Where an arrearage of child support has been determined, a child support enforcement agency may intercept the tax refund of the delinquent parent.
Both federal and state tax refunds for taxpayers who owe back child support payments may be intercepted by state child support enforcement agencies and used to pay toward or pay off the arrearage. The notice to the Secretary of the Treasury for the intercept shall include information identifying the taxpayer and the amount of the arrearage. When a request is made to the Secretary of the Treasury to intercept a tax refund, the state agency is required to notify the taxpayer of the request for an intercept and provide information on how the taxpayer can protest the intercept. Withholding is to be used only when it appears that, based on the pattern of child support payments, the taxpayer will owe an arrearage of $500 or more at the time the tax refund will be intercepted. The fee which the Secretary of the Treasury may impose to cover the costs of the withholding and notification may not exceed $25 per case submitted.

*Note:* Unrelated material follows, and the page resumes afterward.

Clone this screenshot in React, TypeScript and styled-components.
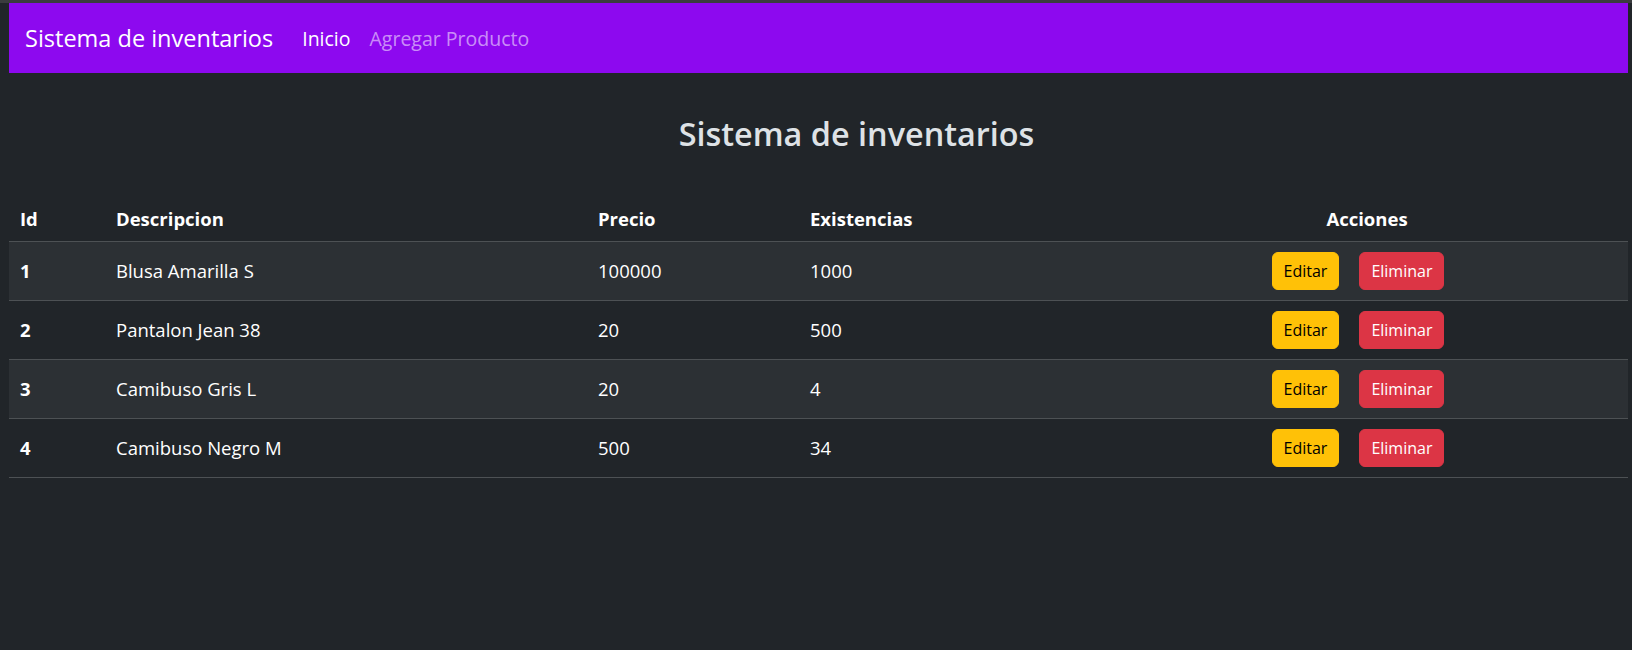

A taxpayer can protest the intercept of a federal tax refund in respect to whether he is the person who is responsible for paying child support, whether there is an arrearage, and the amount of any arrearage. If the taxpayer filed a joint tax return with his or her current spouse, the spouse is entitled to receive her share of the tax refund. A protest should initially be considered by the state child support enforcement agency. If the taxpayer disputes its findings, the court in the state in which the state agency is located is the court with jurisdiction to consider the matter.
Only the state agency responsible for enforcing child support has authority to initiate a tax refund intercept. The recipient of child support may not request an intercept directly from the Secretary of the Treasury. If the recipient wants to intercept a tax refund, the recipient is required to first register for services with the state child support enforcement agency.